To all my readers, wish you belated happy new year. After travel back from India I kept on postponing my new year blog for no reason...In a way it was good thing since I would not have expected so much market action in first three days of new year. Before we get into what could be in store for 2022, let's look at how some of the predictions/recommendations did for 2021.
Macro Predictions:
- GDP growth, interest rates and unemployment rates were on target as per predictions.
- S&P did much better than predicted (20% better)
- Schools did open in Fall'21
- COVID predictions were completely off the mark partially due to emergence of Delta and Omicron variants - who would have thought that we would be having million cases (daily) in US in 2022?
Stock recommendations:
- Winners: SPG (94%), MAC (75%) and WFC (75%), XOM (59%), OKE (51%)
- Losers: CLVS (46%), BABA (44%), SQ (36%), NIO (33%)
Overall portfolio of recommendations did no better than S&P's return of 27% (when it comes to my personal portfolio I was negative for 2021 due to untimely bets on Chinese internet players including DIDI - but that's risk one has while investing in markets)
Let's look forward to 2022. It has been only 5th day and we already had few milestones like:
- Apple becoming first $3T market cap company
- Tesla almost reaching delivery of million cars per year
- Toyota becoming biggest car manufacturer in US (overtaking GM)
- Nasdaq dropping by 500 points on third day of first week of market
- Fed finally saying that it's ready to deal with inflation (which is no more transitory) with promise of 3 rate hikes in 2022, 2023 and another 2 in 2024. That's nearly 2 full points of interest rates.
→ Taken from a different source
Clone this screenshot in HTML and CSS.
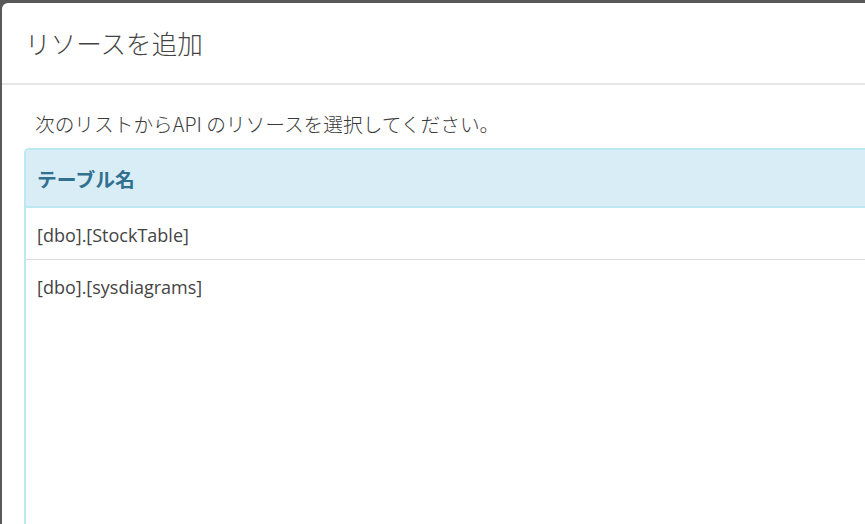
FILE: index.html
```html
<!DOCTYPE html>
<html lang="ja">
<head>
<meta charset="utf-8">
<title>リソースを追加</title>
<link rel="stylesheet" href="styles.css">
</head>
<body>
<div class="modal">
  <div class="modal-header">
    <h4 class="modal-title">リソースを追加</h4>
  </div>
  <div class="modal-body">
    <p class="hint">次のリストからAPI のリソースを選択してください。</p>
    <div class="panel">
      <div class="panel-heading">テーブル名</div>
      <div class="list">
        <div class="row">[dbo].[StockTable]</div>
        <div class="row last">[dbo].[sysdiagrams]</div>
      </div>
    </div>
  </div>
</div>
</body>
</html>
```
FILE: styles.css
```css
html, body {
  margin: 0;
  height: 100%;
  overflow: hidden;
}
body {
  background: #595959;
  font-family: "Open Sans", "Noto Sans CJK JP", sans-serif;
  color: #333;
}
.modal {
  margin: 3px 0 0 2px;
  height: calc(100% - 3px);
  background: #fff;
  border-top-left-radius: 6px;
  display: flex;
  flex-direction: column;
}
.modal-header {
  height: 80px;
  border-bottom: 2px solid #e5e5e5;
  display: flex;
  align-items: center;
  padding-left: 23px;
  flex-shrink: 0;
}
.modal-title {
  margin: 0;
  font-family: "Noto Sans CJK JP", sans-serif;
  font-weight: 300;
  font-size: 25.6px;
  color: #444;
  line-height: 1;
  padding-bottom: 1px;
}
.modal-body {
  flex: 1;
  padding: 0 0 0 22px;
  display: flex;
  flex-direction: column;
}
.hint {
  margin: 27px 0 0 11px;
  font-family: "Noto Sans CJK JP", sans-serif;
  font-size: 19.7px;
  line-height: 24px;
  color: #3a3a3a;
  font-weight: 300;
  height: 36px;
}
.panel {
  flex: 1;
  border: 2px solid #bce8f1;
  border-right: none;
  border-bottom: none;
  border-top-left-radius: 5px;
}
.panel-heading {
  height: 56px;
  background: #d9edf7;
  border-bottom: 2px solid #bce8f1;
  border-top-left-radius: 3px;
  color: #31708f;
  font-family: "Noto Sans CJK JP", sans-serif;
  font-weight: 700;
  font-size: 19.8px;
  display: flex;
  align-items: center;
  padding-left: 11px;
}
.row {
  height: 52px;
  box-sizing: border-box;
  border-bottom: 1px solid #ddd;
  display: flex;
  align-items: center;
  padding-left: 11px;
  padding-top: 2px;
  font-size: 18px;
  color: #444;
}
.row.last {
  border-bottom: none;
}
```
No wonder markets reacted badly - especially high-flying tech stocks
Let's look at some of the predictions and recommendations for 2022.
Macro predictions:
- 2022 would end with COVID becoming endemic - means it would be around but people would treat it like seasonal flu. Variants would keep coming but they would be dealt with vaccine booster or annual shots
- Democrats would most likely lose control of one of the houses (house or senate) making remaining two years even more in-effective for President Biden
- 10 year treasury would be between 2 to 2.5%
- Unemployment would be reaching closer to 4 to 4.4% partially due to lower labor participation (aka Great Resignation)
- Annual GDP growth would be 2 to 3%
- S&P would cross 5000 and would return 8-10% for the year
- And finally we would all go back to offices at least few days a week sometime in this year
Stock/ETF recommendations:
Given that last year's recommendations did no better than S&P, my strong recommendation is to stick with indexes with balance of SPY, IWM and SML.
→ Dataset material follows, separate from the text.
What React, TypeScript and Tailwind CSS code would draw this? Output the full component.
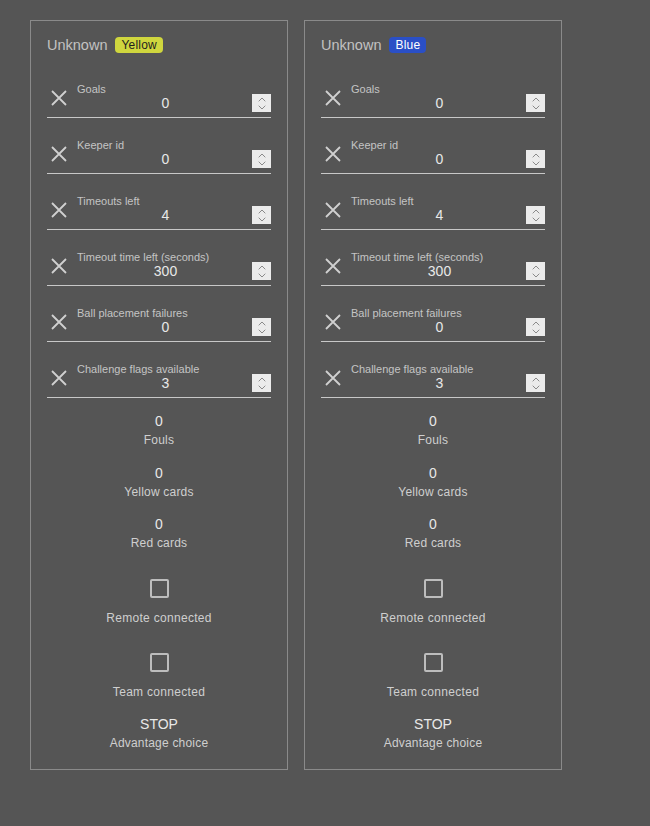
import React from 'react';

const fields = [
  { label: 'Goals', value: '0' },
  { label: 'Keeper id', value: '0' },
  { label: 'Timeouts left', value: '4' },
  { label: 'Timeout time left (seconds)', value: '300' },
  { label: 'Ball placement failures', value: '0' },
  { label: 'Challenge flags available', value: '3' },
];

const stats = [
  { label: 'Fouls', value: '0' },
  { label: 'Yellow cards', value: '0' },
  { label: 'Red cards', value: '0' },
];

function CloseIcon() {
  return (
    <svg width="16" height="16" viewBox="0 0 16 16" className="shrink-0">
      <path d="M1 1L15 15M15 1L1 15" stroke="#d0d0d0" strokeWidth="1.8" fill="none" />
    </svg>
  );
}

function Spinner() {
  return (
    <div className="w-[19px] h-[18px] bg-[#ebebeb] flex flex-col items-center justify-center gap-[3px]">
      <svg width="8" height="5" viewBox="0 0 8 5">
        <path d="M0.7 4.3L4 1L7.3 4.3" stroke="#8a8a8a" strokeWidth="1" fill="none" />
      </svg>
      <svg width="8" height="5" viewBox="0 0 8 5">
        <path d="M0.7 0.7L4 4L7.3 0.7" stroke="#8a8a8a" strokeWidth="1" fill="none" />
      </svg>
    </div>
  );
}

function Field({ label, value }: { label: string; value: string }) {
  return (
    <div className="flex border-b border-[#c8c8c8]">
      <div className="w-[30px] pl-1 pt-[6px]">
        <CloseIcon />
      </div>
      <div className="flex-1 flex flex-col">
        <div className="text-[11px] leading-[10px] h-[10px] text-[#c4c4c4] whitespace-nowrap">{label}</div>
        <div className="flex items-start h-[23px]">
          <div className="flex-1 text-center text-[14px] leading-[16px] pt-[1px] pl-[2px] text-[#e8e8e8]">{value}</div>
          <Spinner />
        </div>
      </div>
    </div>
  );
}

function Checkbox() {
  return <div className="w-[19px] h-[19px] border-2 border-[#bdbdbd] rounded-[2px]" />;
}

function TeamPanel({ color }: { color: 'yellow' | 'blue' }) {
  return (
    <div className="w-[258px] border border-[#8a8a8a] px-4 pt-4 pb-[19px] flex flex-col">
      <div className="flex items-center h-4 gap-2">
        <span className="text-[14.5px] leading-4 text-[#c2c2c2]">Unknown</span>
        {color === 'yellow' ? (
          <span className="px-[6px] h-4 leading-4 rounded-[4px] text-[12px] tracking-[0.2px] bg-[#cfd63e] text-[#1e1e1e]">Yellow</span>
        ) : (
          <span className="px-[6px] h-4 leading-4 rounded-[4px] text-[12px] tracking-[0.2px] bg-[#2a4fc6] text-white">Blue</span>
        )}
      </div>
      <div className="flex flex-col gap-[22px] mt-[31px]">
        {fields.map((f) => (
          <Field key={f.label} label={f.label} value={f.value} />
        ))}
      </div>
      <div className="flex flex-col items-center mt-[15px] gap-[17.5px]">
        {stats.map((s) => (
          <div key={s.label} className="flex flex-col items-center">
            <div className="text-[14px] leading-4 text-[#e8e8e8]">{s.value}</div>
            <div className="text-[12px] leading-[14px] mt-[4px] text-[#cfcfcf] tracking-[0.2px]">{s.label}</div>
          </div>
        ))}
      </div>
      <div className="flex flex-col items-center mt-[29px]">
        <Checkbox />
        <div className="text-[12px] leading-[14px] mt-[13px] text-[#cfcfcf] tracking-[0.3px]">Remote connected</div>
        <div className="mt-[28px]">
          <Checkbox />
        </div>
        <div className="text-[12px] leading-[14px] mt-[13px] text-[#cfcfcf] tracking-[0.3px]">Team connected</div>
        <div className="text-[14px] leading-4 mt-[17px] text-[#e8e8e8]">STOP</div>
        <div className="text-[12px] leading-[14px] mt-[4px] text-[#cfcfcf] tracking-[0.2px]">Advantage choice</div>
      </div>
    </div>
  );
}

export default function App() {
  return (
    <div
      className="min-h-screen bg-[#555555] pl-[30px] pt-5 flex items-start gap-4"
      style={{ fontFamily: '"Liberation Sans", Arial, sans-serif' }}
    >
      <TeamPanel color="yellow" />
      <TeamPanel color="blue" />
    </div>
  );
}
But if you have to dabble into individual stocks and ETF, here are some names.
ETFs: AMLP ($34), XLE ($56), XLF ($39), XLK ($160), KWEB ($33), XOP ($95), SMH ($280)
Growth: ZEN ($95), PLTR ($17), FRSH ($21), CFLT ($55), CPNG ($25), SPLK ($110), Z ($57), AI ($29)
Semi: QCOM ($180), XLNX ($200), INTC ($52)
Big-tech: AMZN ($3200), ORCL ($85), CRM ($220), FDX ($250), JD ($62), BABA ($110). Uber ($43)
Speculative: DIDI ($5), LC ($22), PSFE ($4), AFRM ($70), FUBO ($14), ASAN ($59), MAC ($18)< FSLY ($30)
Old Guard: GM ($60), WFC ($50), XOM ($62)
These are influenced by growth, relative valuation and sell-off in 2021. There is potentially more downside for many of these names. So usual caveat of "do you own research before investing" applies.
I wish you and your families and friends happy and healthy new year 2022!